Una arrebatada defensa del ser humano
En cuanto apareció La loma del ángel acudí a leerla, reavivando así mis viejas relaciones con la novela de Cirilo Villaverde. Supe de la existencia de Cecilia Valdés cuando sólo contaba seis años de edad. Una noche mis padres me informaron que iríamos al teatro (¿qué sería eso?, me pregunté) para ver Cecilia Valdés, una obra inspirada en una famosa novela cubana.

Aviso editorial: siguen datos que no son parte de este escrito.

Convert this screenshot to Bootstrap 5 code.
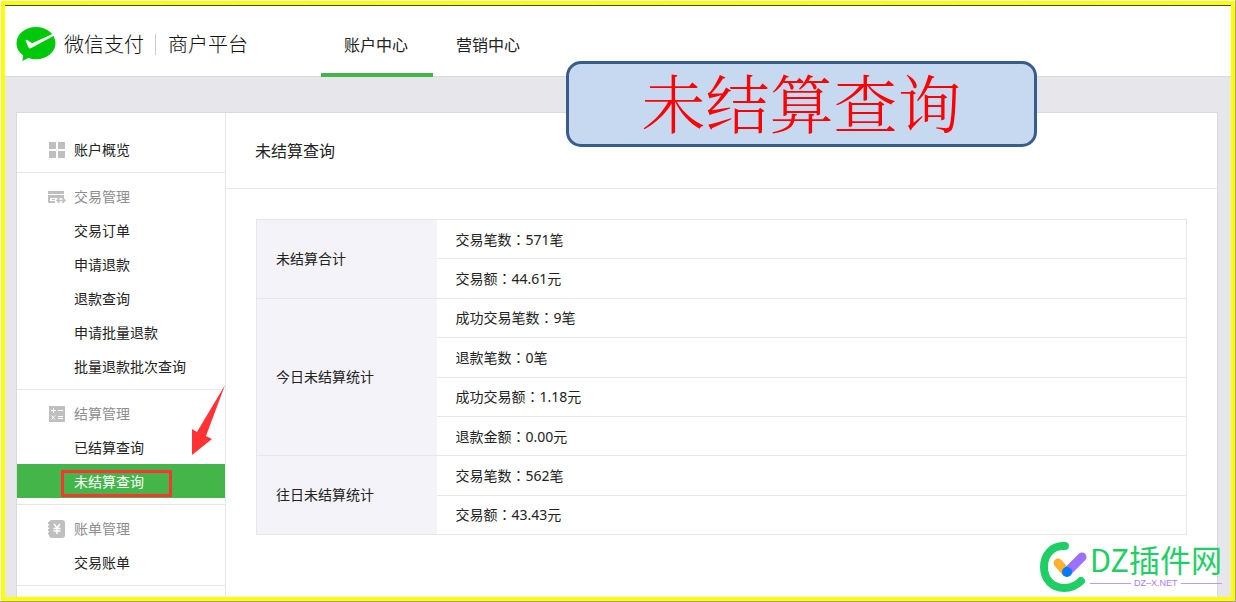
<!DOCTYPE html>
<html lang="zh-CN">
<head>
<meta charset="utf-8">
<meta name="viewport" content="width=device-width, initial-scale=1">
<title>微信支付商户平台 - 未结算查询</title>
<link rel="stylesheet" href="https://cdn.jsdelivr.net/npm/bootstrap@5.3.0/dist/css/bootstrap.min.css">
<style>
  :root { --green: #44b549; --line: #e7e7eb; --edge: #d9dadc; }
  body {
    font-family: "Noto Sans", "Noto Sans CJK SC", sans-serif;
    font-size: 14px; line-height: 20px; color: #222;
    padding: 1px;
    background:
      linear-gradient(#a5a5a5, #a5a5a5) right / 1px 100% no-repeat,
      linear-gradient(#a5a5a5, #a5a5a5) bottom / 100% 1px no-repeat,
      repeating-linear-gradient(90deg, transparent 0 17px, #d0d0d5 17px 18px, transparent 18px 72px) #fff;
  }
  .page-frame { border: 4px solid #ff0; min-height: calc(100vh - 2px); background: #e7e7eb; }
  .site-header { background: #fff; border-top: 1px solid #444; border-bottom: 1px solid var(--edge); height: 72px; padding-left: 11px; }
  .brand-box { width: 305px; padding-top: 6px; }
  .brand-text { font-family: "Noto Sans CJK SC", sans-serif; font-weight: 300; font-size: 20px; line-height: 28px; color: #111; }
  .brand-rule { width: 1px; height: 21px; background: #ccc; margin: 0 12px 0 11px; }
  .top-link { width: 112px; font-size: 16px; line-height: 24px; color: #222; text-decoration: none; padding: 27px 2px 0 0; height: 71px; border-bottom: 4px solid transparent; }
  .top-link.active { border-color: var(--green); }
  .panel { margin: 35px 13px 0 11px; background: #fff; border: 1px solid var(--edge); border-bottom: 0; }
  .side { width: 209px; border-right: 1px solid var(--line); }
  .side-group { padding: 6px 0; border-bottom: 1px solid var(--line); }
  .side-group.first { padding-top: 19px; }
  .side-row { display: flex; align-items: center; height: 34px; padding: 2px 0 0 57px; color: #222; text-decoration: none; }
  .side-row.head { padding-left: 30px; gap: 7px; }
  .side-row.muted { color: #8d8d8d; }
  .side-row.active { background: var(--green); color: #fff; }
  .side-row.head svg { width: 20px; height: 18px; flex: none; }
  .mark-box { position: absolute; left: 44px; top: 6px; width: 111px; height: 27px; border: 3px solid #f33; }
  .mark-arrow { position: absolute; right: 0; bottom: 42px; width: 35px; height: 71px; }
  .page-title { font-size: 16px; line-height: 24px; font-weight: 400; padding: 26px 29px 25px; margin: 0; border-bottom: 1px solid var(--line); }
  .table-area { padding: 30px; }
  .stat { width: 100%; height: 316px; border-collapse: collapse; border: 1px solid var(--line); }
  .stat th, .stat td { padding: 0 19px; border-top: 1px solid var(--line); }
  .stat th { width: 180px; font-weight: 400; background: #f4f3f9; }
  .cn-colon { font-family: "Noto Sans CJK TC", sans-serif; }
  .callout { position: absolute; left: 561px; right: 194px; top: 56px; height: 86px; border: 3px solid #385d8a; border-radius: 15px; background: #c6d9f1; color: #f00; font-family: "Noto Serif CJK SC", "Noto Sans CJK SC", serif; font-weight: 300; font-size: 64px; line-height: 72px; }
  .stamp { position: absolute; right: 9px; bottom: 4px; gap: 2px; }
  .stamp svg { width: 49px; height: 52px; }
  .stamp-words { padding-bottom: 5px; }
  .stamp-name { font-family: "Noto Sans CJK SC", sans-serif; font-size: 31px; line-height: 38px; color: #1fcf65; }
  .stamp-site { font-family: "Liberation Sans", sans-serif; font-size: 9px; line-height: 10px; color: #a57cf5; gap: 3px; }
  .stamp-site::before, .stamp-site::after { content: ""; flex: 1; height: 1px; background: #b99af8; }
</style>
<script src="https://cdn.jsdelivr.net/npm/bootstrap@5.3.0/dist/js/bootstrap.bundle.min.js"></script>
</head>
<body>
<div class="page-frame position-relative d-flex flex-column">
  <header class="site-header d-flex">
    <div class="brand-box d-flex align-items-center">
      <svg width="40" height="36" viewBox="0 0 40 36" aria-hidden="true">
        <path fill="#00c80b" d="M20 1C9.200 1 .5 8.200.5 17.200c0 5 2.600 9.300 6.800 12.300L6.300 35l6-3.100c2.400.8 5 1.300 7.700 1.300 10.800 0 19.500-7.200 19.500-16C39.500 8.200 30.800 1 20 1z"/>
        <path fill="#fff" d="M9.500 14.500c.5-1.300 1.500-.9 2.300-.3l3.400 2.500c.7.4 1.200.4 2 .1L36.500 8l1.300 1.700-23 12.600c-1 .5-1.700.2-2.200-.8z"/>
      </svg>
      <span class="brand-text ms-2">微信支付</span><span class="brand-rule"></span><span class="brand-text">商户平台</span>
    </div>
    <nav class="d-flex text-center">
      <a class="top-link active" href="#">账户中心</a>
      <a class="top-link" href="#">营销中心</a>
    </nav>
  </header>

  <div class="panel d-flex flex-grow-1">
    <nav class="side flex-shrink-0">
      <div class="side-group first">
        <a class="side-row head" href="#">
          <svg viewBox="0 0 20 18" fill="#bfbfbf"><path d="M2 1h7v7H2zM11 1h7v7h-7zM2 10h7v7H2zM11 10h7v7h-7z"/></svg>账户概览</a>
      </div>
      <div class="side-group">
        <div class="side-row head muted">
          <svg viewBox="0 0 20 18"><path fill="#bfbfbf" d="M1 3h16v3H1zM1 7h16v3H1zM1 10h2v5H1zM1 13h7v2H1zM5 11h3v1H5z"/><path fill="none" stroke="#bfbfbf" stroke-width="1.500" d="M12.500 10L10 12.500l2.500 2.500M15.500 10l2.500 2.500-2.500 2.500M10.500 12.500h7"/></svg>交易管理</div>
        <a class="side-row" href="#">交易订单</a>
        <a class="side-row" href="#">申请退款</a>
        <a class="side-row" href="#">退款查询</a>
        <a class="side-row" href="#">申请批量退款</a>
        <a class="side-row" href="#">批量退款批次查询</a>
      </div>
      <div class="side-group">
        <div class="side-row head muted">
          <svg viewBox="0 0 20 18"><path fill="#bfbfbf" d="M2 1h16v16H2z"/><path fill="none" stroke="#fff" d="M4 5.500h5M6.500 3v5M11 5.500h5M4.500 10.500l3.500 4M8 10.500l-3.500 4M11 11.500h5M11 13.500h5"/></svg>结算管理</div>
        <a class="side-row" href="#">已结算查询</a>
        <a class="side-row active position-relative" href="#">未结算查询
          <span class="mark-box"></span>
          <svg class="mark-arrow" viewBox="0 0 35 71" aria-hidden="true"><path fill="#f33" d="M35 0L16 51l6 3L2 70V44l5 3z"/></svg>
        </a>
      </div>
      <div class="side-group">
        <div class="side-row head muted">
          <svg viewBox="0 0 20 18"><rect x="2" y="0" width="16" height="18" rx="3" fill="#bfbfbf"/><path stroke="#bfbfbf" stroke-width="2" stroke-dasharray="2 1.500" d="M2 2v14"/><path fill="none" stroke="#fff" stroke-width="1.500" d="M7 4l3 4 3-4M6.500 8.500h7M6.500 11h7M10 8v6"/></svg>账单管理</div>
        <a class="side-row" href="#">交易账单</a>
      </div>
    </nav>

    <main class="flex-grow-1">
      <h1 class="page-title">未结算查询</h1>
      <div class="table-area">
        <table class="stat">
          <tbody>
            <tr><th scope="rowgroup" rowspan="2">未结算合计</th><td>交易笔数<span class="cn-colon" lang="zh-TW">：</span>571笔</td></tr>
            <tr><td>交易额<span class="cn-colon" lang="zh-TW">：</span>44.61元</td></tr>
            <tr><th scope="rowgroup" rowspan="4">今日未结算统计</th><td>成功交易笔数<span class="cn-colon" lang="zh-TW">：</span>9笔</td></tr>
            <tr><td>退款笔数<span class="cn-colon" lang="zh-TW">：</span>0笔</td></tr>
            <tr><td>成功交易额<span class="cn-colon" lang="zh-TW">：</span>1.18元</td></tr>
            <tr><td>退款金额<span class="cn-colon" lang="zh-TW">：</span>0.00元</td></tr>
            <tr><th scope="rowgroup" rowspan="2">往日未结算统计</th><td>交易笔数<span class="cn-colon" lang="zh-TW">：</span>562笔</td></tr>
            <tr><td>交易额<span class="cn-colon" lang="zh-TW">：</span>43.43元</td></tr>
          </tbody>
        </table>
      </div>
    </main>
  </div>

  <div class="callout text-center">未结算查询</div>

  <div class="stamp d-flex align-items-end">
    <svg viewBox="0 0 49 52" fill="none" stroke-linecap="round" aria-hidden="true">
      <path stroke="#1fcf65" stroke-width="8" d="M26 5C13 4 5 14 5 26c0 13 9 21 20 21 7 0 12-2 17-7"/>
      <path stroke="#ffb02e" stroke-width="9" d="M19 22l8 9"/>
      <path stroke="#9b72ff" stroke-width="9" d="M43 16L28 31"/>
      <circle cx="28" cy="31" r="5" fill="#007bff"/>
    </svg>
    <div class="stamp-words">
      <div class="stamp-name">DZ插件网</div>
      <div class="stamp-site d-flex align-items-center">DZ–X.NET</div>
    </div>
  </div>
</div>
</body>
</html>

Esa noche fue definitiva en mi vida. El teatro, con su representación en vivo, que incluía una espectacular maquinaria real para moler caña, era bien diferente a las películas en las pantallas. Esta manifestación me captó por completo y al cabo de los años decidió mi profesión. Con el tiempo, a medida que conocía otras piezas líricas y dramáticas e iba penetrando en ese otro universo mágico de la literatura, aquella zarzuela inicial me parecía demasiado esquemática y rebosante de melodrama, pero seguía disfrutando la música del maestro Gonzalo Roig, con su variedad de ritmos y sus incursiones en el bel canto en la grabación Cafamo, en riesgosos discos de 78 revoluciones.
A comienzos de los años sesenta, de pronto me vi envuelto en el proyecto de preparar un montaje escénico de Cecilia Valdés. Muchas de las ideas que me habían rondado por años pude ponerlas en práctica entonces con la anuencia del maestro Roig. Miguel de Grandy, figura capital del teatro lírico cubano, escribió un nuevo libreto que resultaba más fiel al texto de Villaverde; Andrés, el excelente figurinista, decidió vestir a Cecilia en su famosa "salida", tal como la describe Villaverde, sin la bata de cola que la acompañaba desde su estreno en 1932; y Roig, con un entusiasmo admirable, enriqueció la partitura con números nuevos. Yo creía que sería la versión definitiva, pero las modificaciones no fueron bien aceptadas por el gran público.
Unos años después, Cecilia Valdés, esta vez el texto novelesco, volvió a ocuparme por un tiempo. Me encomendaron hacer una edición de la obra con un amplio glosario, en la que no aparecería mi nombre. En cambio, tuve la satisfacción de que la portada la hizo Amelia Peláez.